Leading up to WWII, the Wheeler family had solidified its reputation as the designers and carpenters of fine luxury yachts. But what they did next made history. Starting in 1940, the Wheelers paused construction of their pleasure craft for a valiant cause: military shipbuilding. Over the next five years, they built more than 400 vessels for the U.S. Coast Guard, Army and Navy.

With the changing colors of the autumn leaves came Wheeler’s first military order: a fleet of 26-foot army mine yawls. Next came a request for 60-foot bomb target boats and then a $1.9 million order from the U.S. Coast Guard, requesting 40 83-foot patrol boats. Each order was placed at the original Wheeler Shipyard Corporation, located in Brooklyn, New York.

The patrol boats were made entirely of wood and designed by a 40-year-old Wesley L. Wheeler and outside design agent Walter McInnis. Equipped with twin sterling gasoline engines of 600 HP each, the boats could cruise at 12 knots. After the craft’s success, Wheeler would go on to build 230 of these ships over the course of the war.

In his 1942 “On the Home Front” speech, former President Franklin D. Roosevelt declared, “So having seen the quality of the work and of the workers on our production lines — and coupling these firsthand observations with the reports of actual performance of our weapons on the fighting fronts — I can say to you that we are getting ahead of our enemies in the battle of production.”

Sailing ahead in the production boom were victory ships, and they became more significant than the Wheelers ever imagined.

Pulled from Death’s Grip

Today it is a beach, but on June 6, 1944, it was a battlefield as Allied troops stormed the shore. D-Day proved a major turning point in the defeat of Hilter’s Europe, planned for months by General Eisenhower, alongside British, Canadian and Australian leaders.

Several thousand ships were needed for the invasion, leading Roosevelt to initiate the Lend-Lease Act. This program allowed the U.S. government to send ships and landing craft to England for the invasion. Wheeler’s Coast Guard patrol boats, also called “cutters,” were amongst the vessels sent across the sea. With 12 of the 60 boats already on loan to the Cuban Navy, 48 Wheeler vessels participated in D-Day.

To attack the beach rife with German soldiers, Allied troops had to charge in waves. The first wave experienced the most casualties, but one soldier lived to 101 years old and told his story in a memoir. Co-authored with Jim DeFelice, Ray Lambert called it “Every Man a Hero: A Memoir of D-Day, the First Wave at Omaha Beach, and a World at War.”

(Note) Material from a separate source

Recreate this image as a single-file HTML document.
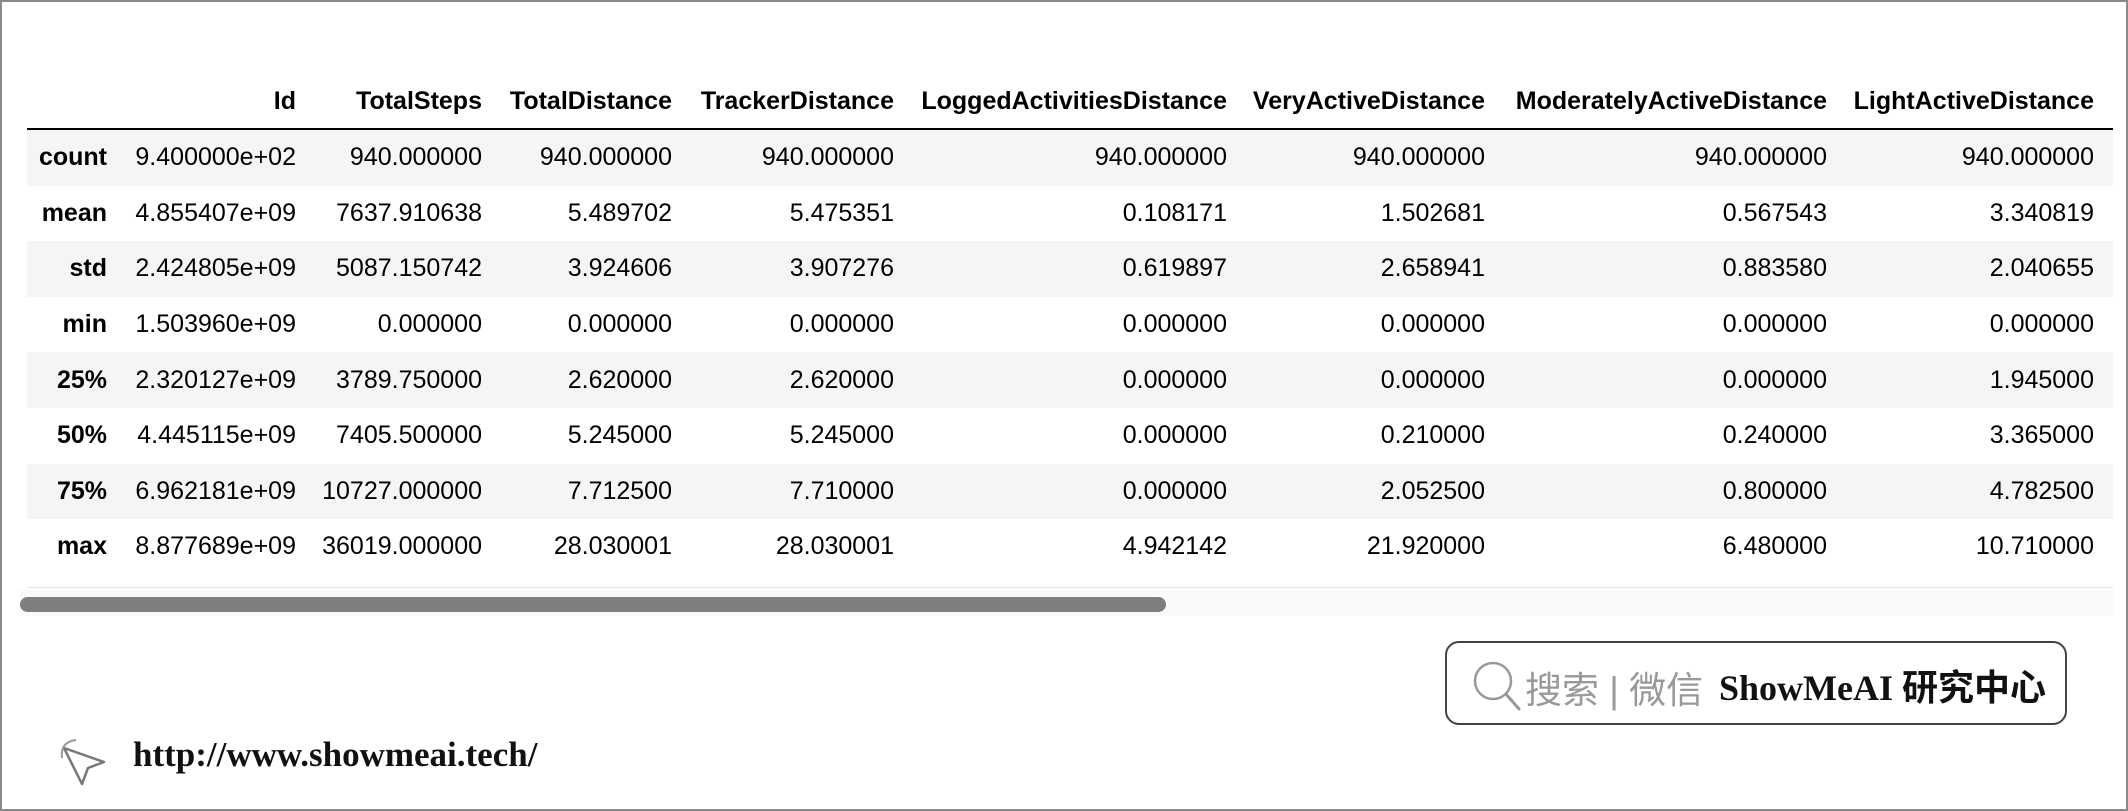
<!DOCTYPE html>
<html><head><meta charset="utf-8"><style>
body{margin:0;width:2128px;height:811px;background:#fff;position:relative;overflow:hidden;font-family:"Liberation Sans",Arial,sans-serif;}
.frame{position:absolute;left:0;top:0;width:2124px;height:807px;border:2px solid #8a8a8a;}
table{position:absolute;left:27px;top:75px;border-collapse:collapse;table-layout:fixed;font-size:25px;color:#000;}
td,th{text-align:right;padding:0 13px 0 0;height:55.6px;white-space:nowrap;}
th{font-weight:bold;height:53px;}
thead tr{border-bottom:2px solid #000;}
tbody tr:nth-child(odd){background:#f5f5f5;}
tbody th{font-weight:bold;}
td:last-child,th:last-child{padding-right:19px;}
.bottomline{position:absolute;left:27px;top:587px;width:2086px;height:1px;background:#e4e4e4;}
.track{position:absolute;left:20px;top:590px;width:2093px;height:26px;background:#fafafa;}
.thumb{position:absolute;left:20px;top:597px;width:1146px;height:15px;border-radius:8px;background:#7f7f7f;}
.search{position:absolute;left:1445px;top:641px;width:622px;height:84px;border:2px solid #444;border-radius:14px;box-sizing:border-box;}
.search .t{position:absolute;left:78px;top:17px;font-size:37px;color:#999;font-family:"Liberation Sans","Noto Sans CJK SC",sans-serif;}
.search .b{position:absolute;left:272px;top:16px;font-size:36px;color:#111;font-weight:bold;font-family:"Liberation Serif","Noto Sans CJK SC",serif;}
.url{position:absolute;left:133px;top:735px;font-size:35px;font-weight:bold;font-family:"Liberation Serif",serif;color:#111;}
</style></head><body>
<div class="frame"></div>
<table>
<colgroup><col style="width:93px"><col style="width:189px"><col style="width:186px"><col style="width:190px"><col style="width:222px"><col style="width:333px"><col style="width:258px"><col style="width:342px"><col style="width:273px"></colgroup>
<thead><tr><th></th><th>Id</th><th>TotalSteps</th><th>TotalDistance</th><th>TrackerDistance</th><th>LoggedActivitiesDistance</th><th>VeryActiveDistance</th><th>ModeratelyActiveDistance</th><th>LightActiveDistance</th></tr></thead>
<tbody>
<tr><th>count</th><td>9.400000e+02</td><td>940.000000</td><td>940.000000</td><td>940.000000</td><td>940.000000</td><td>940.000000</td><td>940.000000</td><td>940.000000</td></tr>
<tr><th>mean</th><td>4.855407e+09</td><td>7637.910638</td><td>5.489702</td><td>5.475351</td><td>0.108171</td><td>1.502681</td><td>0.567543</td><td>3.340819</td></tr>
<tr><th>std</th><td>2.424805e+09</td><td>5087.150742</td><td>3.924606</td><td>3.907276</td><td>0.619897</td><td>2.658941</td><td>0.883580</td><td>2.040655</td></tr>
<tr><th>min</th><td>1.503960e+09</td><td>0.000000</td><td>0.000000</td><td>0.000000</td><td>0.000000</td><td>0.000000</td><td>0.000000</td><td>0.000000</td></tr>
<tr><th>25%</th><td>2.320127e+09</td><td>3789.750000</td><td>2.620000</td><td>2.620000</td><td>0.000000</td><td>0.000000</td><td>0.000000</td><td>1.945000</td></tr>
<tr><th>50%</th><td>4.445115e+09</td><td>7405.500000</td><td>5.245000</td><td>5.245000</td><td>0.000000</td><td>0.210000</td><td>0.240000</td><td>3.365000</td></tr>
<tr><th>75%</th><td>6.962181e+09</td><td>10727.000000</td><td>7.712500</td><td>7.710000</td><td>0.000000</td><td>2.052500</td><td>0.800000</td><td>4.782500</td></tr>
<tr><th>max</th><td>8.877689e+09</td><td>36019.000000</td><td>28.030001</td><td>28.030001</td><td>4.942142</td><td>21.920000</td><td>6.480000</td><td>10.710000</td></tr>
</tbody></table>
<div class="track"></div>
<div class="bottomline"></div>
<div class="thumb"></div>
<div class="search">
<svg style="position:absolute;left:22px;top:14px" width="56" height="56" viewBox="0 0 56 56"><circle cx="24" cy="24" r="18" fill="none" stroke="#999" stroke-width="2.5"/><path d="M37 37 L50 52" stroke="#999" stroke-width="3" stroke-linecap="round"/></svg>
<div class="t">搜索 | 微信</div>
<div class="b">ShowMeAI 研究中心</div>
</div>
<svg style="position:absolute;left:58px;top:736px" width="54" height="54" viewBox="0 0 54 54"><path d="M6 12 L46 26 L30 32 L24 48 Z" fill="none" stroke="#777" stroke-width="2.5" stroke-linejoin="round"/><path d="M4 22 Q2 6 18 4" fill="none" stroke="#999" stroke-width="2"/></svg>
<div class="url">http://www.showmeai.tech/</div>
</body></html>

“Where tourists and vacationers see pleasant waves, I see the faces of drowning men,” Lambert wrote. “Amid the sounds of children playing, I hear the cries of men pierced by Nazi bullets.”

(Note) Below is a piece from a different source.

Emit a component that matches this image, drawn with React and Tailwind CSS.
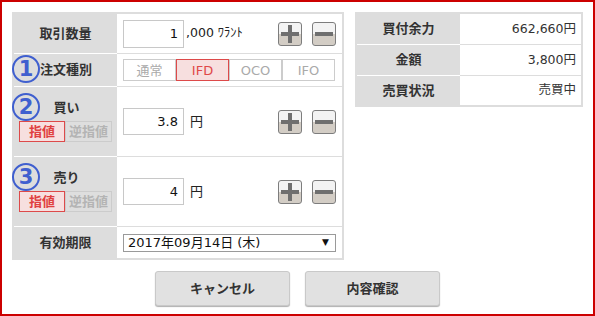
import React from "react";

const FONT = "font-['DejaVu_Sans','Noto_Sans_CJK_JP',sans-serif]";

function Circle({ n, top }) {
  return (
    <div
      className={`absolute left-[-2px] ${top} w-[28px] h-[28px] rounded-full border-2 border-[#3f5fcf] text-[#3f5fcf] flex items-center justify-center text-[21px] font-bold leading-none`}
    >
      {n}
    </div>
  );
}

function PM({ minus }) {
  return (
    <div className="w-[24px] h-[24px] border border-[#7d7d7d] rounded-[3px] bg-[linear-gradient(to_bottom,#f3f3f3_50%,#d3cdc5_50%)] flex items-center justify-center">
      <svg width="18" height="18" viewBox="0 0 18 18">
        <rect x="0" y="7" width="18" height="4" fill="#6f6f6f" />
        {!minus && <rect x="7" y="0" width="4" height="18" fill="#6f6f6f" />}
      </svg>
    </div>
  );
}

function Pair() {
  return (
    <div className="ml-auto flex gap-[10px]">
      <PM />
      <PM minus />
    </div>
  );
}

function Input({ v, h = "h-[28px]" }) {
  return (
    <div
      className={`w-[61px] ${h} border border-[#c8c8c8] bg-white flex items-center justify-end pr-[5px] text-[13px] text-[#111]`}
    >
      {v}
    </div>
  );
}

function OrderType() {
  return (
    <div className="flex justify-center gap-0">
      <div className="w-[46px] h-[21px] border border-[#dd4a4a] bg-[#f7dfdf] text-[#e04040] font-bold text-[13px] flex items-center justify-center leading-none">
        指値
      </div>
      <div className="w-[47px] h-[21px] border border-[#cccccc] bg-[#dedede] text-[#b4b4b4] font-bold text-[13px] flex items-center justify-center leading-none">
        逆指値
      </div>
    </div>
  );
}

function Seg() {
  const items = ["通常", "IFD", "OCO", "IFO"];
  return (
    <div className="flex">
      {items.map((t) =>
        t === "IFD" ? (
          <div
            key={t}
            className="w-[53px] h-[22px] border border-[#dd4a4a] bg-[#f7dfdf] text-[#e04848] text-[13px] flex items-center justify-center leading-none"
          >
            {t}
          </div>
        ) : (
          <div
            key={t}
            className="w-[53px] h-[22px] border border-[#cccccc] bg-white text-[#aaaaaa] text-[13px] flex items-center justify-center leading-none"
          >
            {t}
          </div>
        )
      )}
    </div>
  );
}

export default function App() {
  const label = "w-[103px] shrink-0 bg-[#dddddd] text-[13px] font-bold text-[#333]";
  const val = "flex-1 bg-white flex items-center pl-[6px] pr-[6px]";
  return (
    <div
      className={`${FONT} w-[595px] h-[316px] box-border border-2 border-[#cc0000] bg-white pt-[10px] pl-[10px] text-[#333]`}
    >
      <div className="flex gap-[11px] items-start">
        {/* left table */}
        <div className="w-[332px] border-2 border-[#dddddd] flex flex-col">
          {/* row1 */}
          <div className="flex h-[40px]">
            <div className={`${label} border-b border-white flex items-center justify-center`}>取引数量</div>
            <div className={`${val} border-b border-[#dddddd]`}>
              <Input v="1" />
              <span className="ml-[2px] text-[12.5px] text-[#222]">,000 ﾜﾗﾝﾄ</span>
              <Pair />
            </div>
          </div>
          {/* row2 */}
          <div className="flex h-[33px]">
            <div className={`${label} relative border-b border-white flex items-center pl-[26px]`}>
              <Circle n="1" top="top-[1px]" />
              <span>注文種別</span>
            </div>
            <div className={`${val} border-b border-[#dddddd]`}>
              <Seg />
            </div>
          </div>
          {/* row3 */}
          <div className="flex h-[70px]">
            <div className={`${label} relative border-b border-white flex flex-col pt-[12px]`}>
              <Circle n="2" top="top-[6px]" />
              <div className="text-center leading-[18px] pl-[2px]">買い</div>
              <div className="mt-[4px]">
                <OrderType />
              </div>
            </div>
            <div className={`${val} border-b border-[#dddddd]`}>
              <Input v="3.8" h="h-[27px]" />
              <span className="ml-[6px] text-[13px] text-[#222]">円</span>
              <Pair />
            </div>
          </div>
          {/* row4 */}
          <div className="flex h-[70px]">
            <div className={`${label} relative border-b border-white flex flex-col pt-[12px]`}>
              <Circle n="3" top="top-[6px]" />
              <div className="text-center leading-[18px] pl-[2px]">売り</div>
              <div className="mt-[4px]">
                <OrderType />
              </div>
            </div>
            <div className={`${val} border-b border-[#dddddd]`}>
              <Input v="4" h="h-[27px]" />
              <span className="ml-[6px] text-[13px] text-[#222]">円</span>
              <Pair />
            </div>
          </div>
          {/* row5 */}
          <div className="flex h-[31px]">
            <div className={`${label} flex items-center justify-center`}>有効期限</div>
            <div className={`${val}`}>
              <div className="w-[213px] h-[18px] border border-[#9a9a9a] bg-white flex items-center pl-[4px] pr-[6px] text-[13px] text-[#111] leading-none">
                <span>2017年09月14日 (木)</span>
                <span className="ml-auto text-[9px]">▼</span>
              </div>
            </div>
          </div>
        </div>

        {/* right table */}
        <div className="w-[228px] border-2 border-[#dddddd] flex flex-col">
          {[
            ["買付余力", "662,660円", "h-[31px] border-b"],
            ["金額", "3,800円", "h-[31px] border-b"],
            ["売買状況", "売買中", "h-[29px]"],
          ].map(([k, v, h]) => (
            <div key={k} className="flex">
              <div className={`${label} ${h} border-white flex items-center justify-center`}>{k}</div>
              <div className={`flex-1 bg-white ${h} border-[#dddddd] flex items-center justify-end pr-[5px] text-[12.5px] text-[#333]`}>
                {v}
              </div>
            </div>
          ))}
        </div>
      </div>

      {/* buttons */}
      <div className="flex justify-center gap-[15px] mt-[11px] pr-[10px]">
        {["キャンセル", "内容確認"].map((t) => (
          <div
            key={t}
            className="w-[135px] h-[35px] rounded-[3px] border border-[#c9c9c9] bg-[#e1e1e1] shadow-[0_1px_1px_#b0b0b0] flex items-center justify-center text-[13px] font-bold text-[#333]"
          >
            {t}
          </div>
        ))}
      </div>
    </div>
  );
}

In the water, the scene was just as horrific as the action unfolding on the beach. Over the course of the day, thousands of men were exposed to the English Channel’s bone-chilling 54 F water and struggled to swim under the unrelenting weight of their gear.

Some were accidentally dropped off too early, others were airplane pilots who were shot out of the sky or aboard ships that had been sunk. But as many thrashed in the water, a glimmer of hope sailed toward them.

The calvary on this historic day included Wheeler ships who were members of the Rescue Flotilla One, nicknamed the “Matchbox Fleet” because the vessels were made of wood. Their job was to patrol the English Sound for pilots or infantrymen, rescue them from the water and return those lucky souls to base.

On the first day of the invasion, the Matchbox Fleet rescued 194 pilots off Omaha Beach, 157 off Utah Beach, and 133 off Juno, Gold and Sword beaches. Over the course of the invasion, 1,438 lives were saved by these rescuers, Wheeler craft among them. The cutters did their duty.

Remembering the Wheeler Sacrifice

To thank them for their service, the Wheelers received their first Navy “E” Pennant for their work with the U.S. Coast Guard in April 1942. Among those present for the award ceremony was Mayor Fiorello La Guardia at their Whitestone plant, honoring their sacrifice and bravery.